Did you all dance to that title? Because I sure did.
Ok, so what is bubble sort?
It’s a comparison-based algorithm that compares each pair of items that are next to each other in a list and swaps them if they are in the wrong order. The name “Bubble” comes from how the larger items “bubble” to the top of the list during each iteration. It keeps going until no more swaps are needed.
No worries...let's break it down.
Let’s say we have an array of items: [10, 5, 11, 20, 1]
First, bubble sort is going to compare 10 and 5 since they are the two elements. Since 10 < 5, we are going to swap their places. So now, our list will look like this:
[5, 10, 11, 20, 1]
See how the 5 is now before the 10 and is technically in “order”?
Now let’s go through the rest! We’ll compare 10 to 11. Since 11 > 10, there’s no need to swap.

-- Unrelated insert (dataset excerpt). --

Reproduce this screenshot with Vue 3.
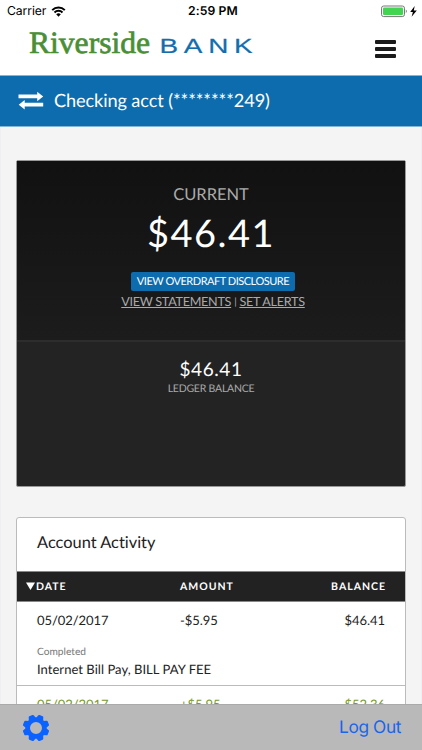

You get the gist! You is smart.
So once we go through the rest (11 compared to 20 and 20 compared to 1), we arrive at the end of the first round:
[5, 10, 11, 1, 20]
Wait a minute, Rue. That’s not in order!
That’s right – we aren’t done! Remember what I said about how bubble sort will keep going until no more swaps are needed. 1 needs to move up. So we do another pass, and another, aaannnnddd another. This is what our list will look like after each pass:
1. [5, 10, 11, 1, 20] (the one from above)
2. [5, 10, 1, 11, 20]
3. [5, 1, 10, 11, 20]
4. [1, 5, 10, 11, 20]
Wow talk about a long walk for a short glass of water. See, bubble sort isn’t efficient when it comes to big list. Imagine running this code when you have 1000’s of items in an array. You might break the interviewer’s computer and then you have to do a shameful scurry out of the room. Then you bump into them at a Starbucks and avoid eye contact. It’s no bueno.
In proper terms, it has a worst-case and average time complexity of O(n^2).
I’ll be making a post soon about how this would look if we wrote out some code and even do some…TESTING (LE GASP!).